### Problem requirements
Your task is to repeat all of the data exactly while excluding the pictures.
---------- Records supplied
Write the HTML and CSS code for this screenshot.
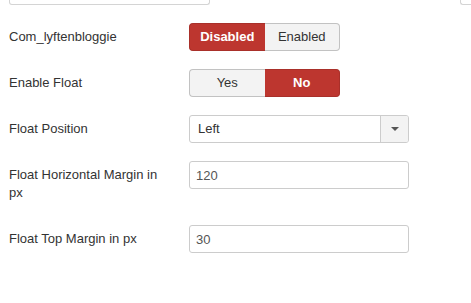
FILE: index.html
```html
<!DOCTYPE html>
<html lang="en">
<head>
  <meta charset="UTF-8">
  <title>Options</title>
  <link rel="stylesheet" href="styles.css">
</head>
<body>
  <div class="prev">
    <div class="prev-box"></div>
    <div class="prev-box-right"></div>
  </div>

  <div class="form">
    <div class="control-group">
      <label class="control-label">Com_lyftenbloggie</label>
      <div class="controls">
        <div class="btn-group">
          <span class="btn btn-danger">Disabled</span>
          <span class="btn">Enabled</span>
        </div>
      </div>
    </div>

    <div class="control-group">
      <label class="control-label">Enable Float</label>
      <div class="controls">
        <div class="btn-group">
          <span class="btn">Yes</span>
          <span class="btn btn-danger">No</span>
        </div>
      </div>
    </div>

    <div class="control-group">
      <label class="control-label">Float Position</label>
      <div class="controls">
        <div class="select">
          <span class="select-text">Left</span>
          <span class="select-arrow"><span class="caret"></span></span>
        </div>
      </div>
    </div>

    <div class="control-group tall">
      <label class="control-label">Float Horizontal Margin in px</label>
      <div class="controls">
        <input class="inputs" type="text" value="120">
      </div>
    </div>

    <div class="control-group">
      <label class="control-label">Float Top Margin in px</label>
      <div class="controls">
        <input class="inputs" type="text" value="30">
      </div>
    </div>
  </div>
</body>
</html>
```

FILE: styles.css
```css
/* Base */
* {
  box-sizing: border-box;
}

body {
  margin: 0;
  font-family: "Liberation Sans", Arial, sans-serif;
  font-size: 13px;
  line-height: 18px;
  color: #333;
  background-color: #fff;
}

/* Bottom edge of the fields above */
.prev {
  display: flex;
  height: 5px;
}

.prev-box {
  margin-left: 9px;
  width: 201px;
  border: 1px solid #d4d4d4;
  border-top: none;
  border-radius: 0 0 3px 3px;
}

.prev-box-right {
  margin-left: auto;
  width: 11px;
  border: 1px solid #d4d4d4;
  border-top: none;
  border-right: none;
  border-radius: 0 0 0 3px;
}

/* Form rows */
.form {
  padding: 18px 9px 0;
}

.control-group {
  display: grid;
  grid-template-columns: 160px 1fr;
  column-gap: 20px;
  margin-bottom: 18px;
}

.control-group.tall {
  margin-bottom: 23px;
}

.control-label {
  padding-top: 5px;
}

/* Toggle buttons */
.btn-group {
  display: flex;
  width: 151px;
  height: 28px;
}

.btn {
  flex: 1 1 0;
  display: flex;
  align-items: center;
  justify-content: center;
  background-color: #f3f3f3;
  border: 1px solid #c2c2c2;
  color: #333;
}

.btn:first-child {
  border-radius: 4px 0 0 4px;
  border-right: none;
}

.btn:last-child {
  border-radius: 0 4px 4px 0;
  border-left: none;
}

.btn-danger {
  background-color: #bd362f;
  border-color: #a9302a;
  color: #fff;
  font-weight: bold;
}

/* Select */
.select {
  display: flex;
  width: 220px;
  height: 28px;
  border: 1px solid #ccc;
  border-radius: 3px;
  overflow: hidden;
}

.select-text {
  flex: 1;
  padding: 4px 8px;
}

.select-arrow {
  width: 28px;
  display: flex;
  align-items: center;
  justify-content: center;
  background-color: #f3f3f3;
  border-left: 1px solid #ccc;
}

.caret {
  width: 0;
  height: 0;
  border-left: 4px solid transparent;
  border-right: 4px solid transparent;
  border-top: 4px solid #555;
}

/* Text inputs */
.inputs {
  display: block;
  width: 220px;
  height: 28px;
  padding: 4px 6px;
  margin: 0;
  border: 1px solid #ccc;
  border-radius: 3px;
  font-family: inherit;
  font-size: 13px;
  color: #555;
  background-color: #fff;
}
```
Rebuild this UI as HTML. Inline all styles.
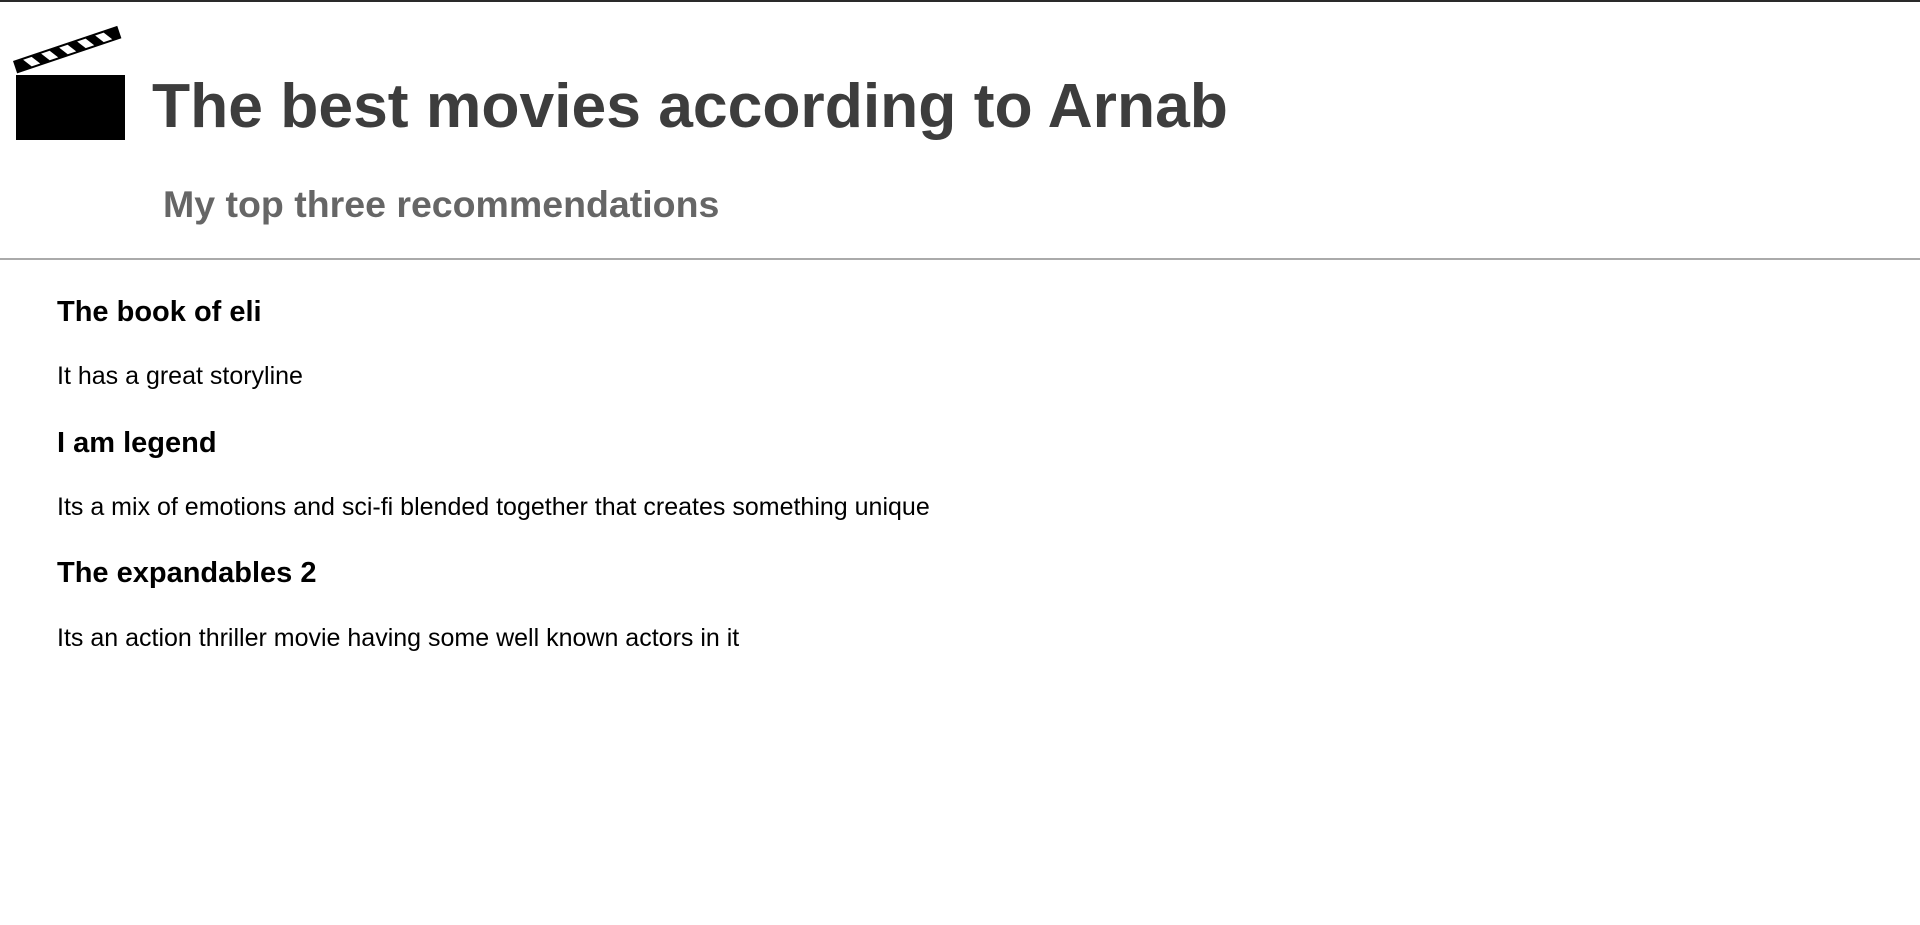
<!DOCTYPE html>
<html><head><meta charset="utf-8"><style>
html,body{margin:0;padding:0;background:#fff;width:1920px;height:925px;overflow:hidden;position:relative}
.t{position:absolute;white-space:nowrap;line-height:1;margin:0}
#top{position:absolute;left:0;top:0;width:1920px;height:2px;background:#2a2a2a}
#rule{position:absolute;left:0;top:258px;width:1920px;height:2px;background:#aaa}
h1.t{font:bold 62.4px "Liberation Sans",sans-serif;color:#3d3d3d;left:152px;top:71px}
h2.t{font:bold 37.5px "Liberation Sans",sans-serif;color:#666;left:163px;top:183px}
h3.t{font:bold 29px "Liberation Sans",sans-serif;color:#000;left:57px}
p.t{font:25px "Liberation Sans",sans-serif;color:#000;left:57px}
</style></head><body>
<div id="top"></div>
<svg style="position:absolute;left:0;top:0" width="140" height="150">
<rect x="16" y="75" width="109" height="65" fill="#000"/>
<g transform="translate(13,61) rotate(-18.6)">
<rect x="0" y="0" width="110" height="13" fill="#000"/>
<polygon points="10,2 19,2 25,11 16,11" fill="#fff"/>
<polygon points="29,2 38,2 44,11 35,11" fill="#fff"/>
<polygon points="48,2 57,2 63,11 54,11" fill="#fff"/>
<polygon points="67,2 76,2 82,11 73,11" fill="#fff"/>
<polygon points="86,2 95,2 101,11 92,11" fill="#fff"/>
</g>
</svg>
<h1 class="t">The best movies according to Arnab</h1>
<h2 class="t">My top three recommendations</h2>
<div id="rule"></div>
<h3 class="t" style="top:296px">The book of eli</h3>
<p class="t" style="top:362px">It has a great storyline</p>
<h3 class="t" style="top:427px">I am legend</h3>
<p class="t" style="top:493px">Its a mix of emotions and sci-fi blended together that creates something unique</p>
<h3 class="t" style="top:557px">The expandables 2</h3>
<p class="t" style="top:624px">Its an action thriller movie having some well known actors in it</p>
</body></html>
--------------------
### Expected output
Write the HTML and CSS code for this screenshot.
FILE: index.html
```html
<!DOCTYPE html>
<html lang="en">
<head>
  <meta charset="UTF-8">
  <title>Options</title>
  <link rel="stylesheet" href="styles.css">
</head>
<body>
  <div class="prev">
    <div class="prev-box"></div>
    <div class="prev-box-right"></div>
  </div>

  <div class="form">
    <div class="control-group">
      <label class="control-label">Com_lyftenbloggie</label>
      <div class="controls">
        <div class="btn-group">
          <span class="btn btn-danger">Disabled</span>
          <span class="btn">Enabled</span>
        </div>
      </div>
    </div>

    <div class="control-group">
      <label class="control-label">Enable Float</label>
      <div class="controls">
        <div class="btn-group">
          <span class="btn">Yes</span>
          <span class="btn btn-danger">No</span>
        </div>
      </div>
    </div>

    <div class="control-group">
      <label class="control-label">Float Position</label>
      <div class="controls">
        <div class="select">
          <span class="select-text">Left</span>
          <span class="select-arrow"><span class="caret"></span></span>
        </div>
      </div>
    </div>

    <div class="control-group tall">
      <label class="control-label">Float Horizontal Margin in px</label>
      <div class="controls">
        <input class="inputs" type="text" value="120">
      </div>
    </div>

    <div class="control-group">
      <label class="control-label">Float Top Margin in px</label>
      <div class="controls">
        <input class="inputs" type="text" value="30">
      </div>
    </div>
  </div>
</body>
</html>
```

FILE: styles.css
```css
/* Base */
* {
  box-sizing: border-box;
}

body {
  margin: 0;
  font-family: "Liberation Sans", Arial, sans-serif;
  font-size: 13px;
  line-height: 18px;
  color: #333;
  background-color: #fff;
}

/* Bottom edge of the fields above */
.prev {
  display: flex;
  height: 5px;
}

.prev-box {
  margin-left: 9px;
  width: 201px;
  border: 1px solid #d4d4d4;
  border-top: none;
  border-radius: 0 0 3px 3px;
}

.prev-box-right {
  margin-left: auto;
  width: 11px;
  border: 1px solid #d4d4d4;
  border-top: none;
  border-right: none;
  border-radius: 0 0 0 3px;
}

/* Form rows */
.form {
  padding: 18px 9px 0;
}

.control-group {
  display: grid;
  grid-template-columns: 160px 1fr;
  column-gap: 20px;
  margin-bottom: 18px;
}

.control-group.tall {
  margin-bottom: 23px;
}

.control-label {
  padding-top: 5px;
}

/* Toggle buttons */
.btn-group {
  display: flex;
  width: 151px;
  height: 28px;
}

.btn {
  flex: 1 1 0;
  display: flex;
  align-items: center;
  justify-content: center;
  background-color: #f3f3f3;
  border: 1px solid #c2c2c2;
  color: #333;
}

.btn:first-child {
  border-radius: 4px 0 0 4px;
  border-right: none;
}

.btn:last-child {
  border-radius: 0 4px 4px 0;
  border-left: none;
}

.btn-danger {
  background-color: #bd362f;
  border-color: #a9302a;
  color: #fff;
  font-weight: bold;
}

/* Select */
.select {
  display: flex;
  width: 220px;
  height: 28px;
  border: 1px solid #ccc;
  border-radius: 3px;
  overflow: hidden;
}

.select-text {
  flex: 1;
  padding: 4px 8px;
}

.select-arrow {
  width: 28px;
  display: flex;
  align-items: center;
  justify-content: center;
  background-color: #f3f3f3;
  border-left: 1px solid #ccc;
}

.caret {
  width: 0;
  height: 0;
  border-left: 4px solid transparent;
  border-right: 4px solid transparent;
  border-top: 4px solid #555;
}

/* Text inputs */
.inputs {
  display: block;
  width: 220px;
  height: 28px;
  padding: 4px 6px;
  margin: 0;
  border: 1px solid #ccc;
  border-radius: 3px;
  font-family: inherit;
  font-size: 13px;
  color: #555;
  background-color: #fff;
}
```
Rebuild this UI as HTML. Inline all styles.
<!DOCTYPE html>
<html><head><meta charset="utf-8"><style>
html,body{margin:0;padding:0;background:#fff;width:1920px;height:925px;overflow:hidden;position:relative}
.t{position:absolute;white-space:nowrap;line-height:1;margin:0}
#top{position:absolute;left:0;top:0;width:1920px;height:2px;background:#2a2a2a}
#rule{position:absolute;left:0;top:258px;width:1920px;height:2px;background:#aaa}
h1.t{font:bold 62.4px "Liberation Sans",sans-serif;color:#3d3d3d;left:152px;top:71px}
h2.t{font:bold 37.5px "Liberation Sans",sans-serif;color:#666;left:163px;top:183px}
h3.t{font:bold 29px "Liberation Sans",sans-serif;color:#000;left:57px}
p.t{font:25px "Liberation Sans",sans-serif;color:#000;left:57px}
</style></head><body>
<div id="top"></div>
<svg style="position:absolute;left:0;top:0" width="140" height="150">
<rect x="16" y="75" width="109" height="65" fill="#000"/>
<g transform="translate(13,61) rotate(-18.6)">
<rect x="0" y="0" width="110" height="13" fill="#000"/>
<polygon points="10,2 19,2 25,11 16,11" fill="#fff"/>
<polygon points="29,2 38,2 44,11 35,11" fill="#fff"/>
<polygon points="48,2 57,2 63,11 54,11" fill="#fff"/>
<polygon points="67,2 76,2 82,11 73,11" fill="#fff"/>
<polygon points="86,2 95,2 101,11 92,11" fill="#fff"/>
</g>
</svg>
<h1 class="t">The best movies according to Arnab</h1>
<h2 class="t">My top three recommendations</h2>
<div id="rule"></div>
<h3 class="t" style="top:296px">The book of eli</h3>
<p class="t" style="top:362px">It has a great storyline</p>
<h3 class="t" style="top:427px">I am legend</h3>
<p class="t" style="top:493px">Its a mix of emotions and sci-fi blended together that creates something unique</p>
<h3 class="t" style="top:557px">The expandables 2</h3>
<p class="t" style="top:624px">Its an action thriller movie having some well known actors in it</p>
</body></html>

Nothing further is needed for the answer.